27 April 2017 Media Statement

New net debt target of 10-15 per cent by 2025

The Government has set a new medium-term fiscal target of reducing net debt to between 10 and 15 per cent of GDP by 2025, Finance Minister Steven Joyce says.

“We have made great progress in our immediate target of reducing net debt to around 20 per cent of GDP by 2020,” Mr Joyce says. “Net debt is expected to be at 24.3 per cent of GDP by the end of this financial year.

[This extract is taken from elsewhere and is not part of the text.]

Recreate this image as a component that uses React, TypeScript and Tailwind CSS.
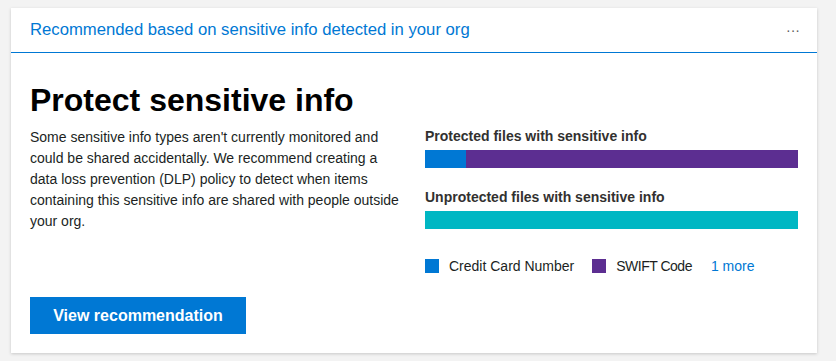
export default function App() {
  return (
    <div className="min-h-screen w-full bg-[#f3f3f3] pt-[8px] pl-[11px] pr-[19px] font-['Segoe_UI','Liberation_Sans',sans-serif]">
      <div className="w-[806px] h-[345px] bg-white shadow-[0_1px_3px_rgba(0,0,0,0.18)] flex flex-col">
        {/* header */}
        <div className="h-[45px] border-b border-[#0078d4] flex items-center justify-between pl-[19px] pr-[17px]">
          <span className="text-[16.7px] text-[#0078d4]">Recommended based on sensitive info detected in your org</span>
          <span className="text-[14px] text-[#605e5c] leading-none">···</span>
        </div>

        <div className="flex-1 flex flex-col px-[19px] pt-[25px]">
          <h1 className="text-[32px] leading-[44px] font-bold text-black">Protect sensitive info</h1>

          <div className="grid grid-cols-[375px_373px] gap-x-[20px] mt-[5px]">
            <p className="text-[14px] leading-[21px] text-[#201f1e]">
              Some sensitive info types aren't currently monitored and could be shared accidentally. We recommend creating a
              data loss prevention (DLP) policy to detect when items containing this sensitive info are shared with people outside
              your org.
            </p>

            <div className="flex flex-col">
              <div className="text-[14px] leading-[20px] font-semibold text-[#323130] -mt-[1px]">Protected files with sensitive info</div>
              <div className="flex h-[18px] mt-[4px]">
                <div className="w-[41px] bg-[#0078d4]" />
                <div className="flex-1 bg-[#5c2e91]" />
              </div>
              <div className="text-[14px] leading-[20px] font-semibold text-[#323130] mt-[19px]">Unprotected files with sensitive info</div>
              <div className="h-[18px] mt-[4px] bg-[#00b7c3]" />

              <div className="flex items-center mt-[27px] text-[14px] leading-[20px] text-[#201f1e]">
                <span className="w-[14px] h-[14px] bg-[#0078d4] mr-[10px]" />
                <span>Credit Card Number</span>
                <span className="w-[14px] h-[14px] bg-[#5c2e91] ml-[18px] mr-[10px]" />
                <span className="tracking-[-0.5px]">SWIFT Code</span>
                <span className="ml-[19px] text-[#0078d4]">1 more</span>
              </div>
            </div>
          </div>

          <button className="mt-auto mb-[19px] w-[216px] h-[37px] bg-[#0078d4] text-white text-[16px] font-semibold">
            View recommendation
          </button>
        </div>
      </div>
    </div>
  );
}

Now it’s time to set a new target for net debt out to the middle of the next decade.”

Mr Joyce says that it is appropriate that any new debt target helps provide the capacity to absorb future shocks when they come along.

“We have learnt from the Global Financial Crisis and the Canterbury earthquakes that shocks can come along at any time, and sometimes they come in pairs.

“In taking the decision to support New Zealand’s most vulnerable people through the GFC, and to support Canterbury after the quakes, we had to borrow significant sums of money. All up we borrowed the equivalent of around 20 per cent of our GDP.

“That was the right thing to do. It allowed us to spread the cost of both events and allowed the economy to recover without extra taxes and without slashing entitlements, as was variously recommended by critics on the left and the right.

“But now it is the time to get net debt down – to make sure we have the capacity to absorb and respond to the next challenges New Zealand will face.”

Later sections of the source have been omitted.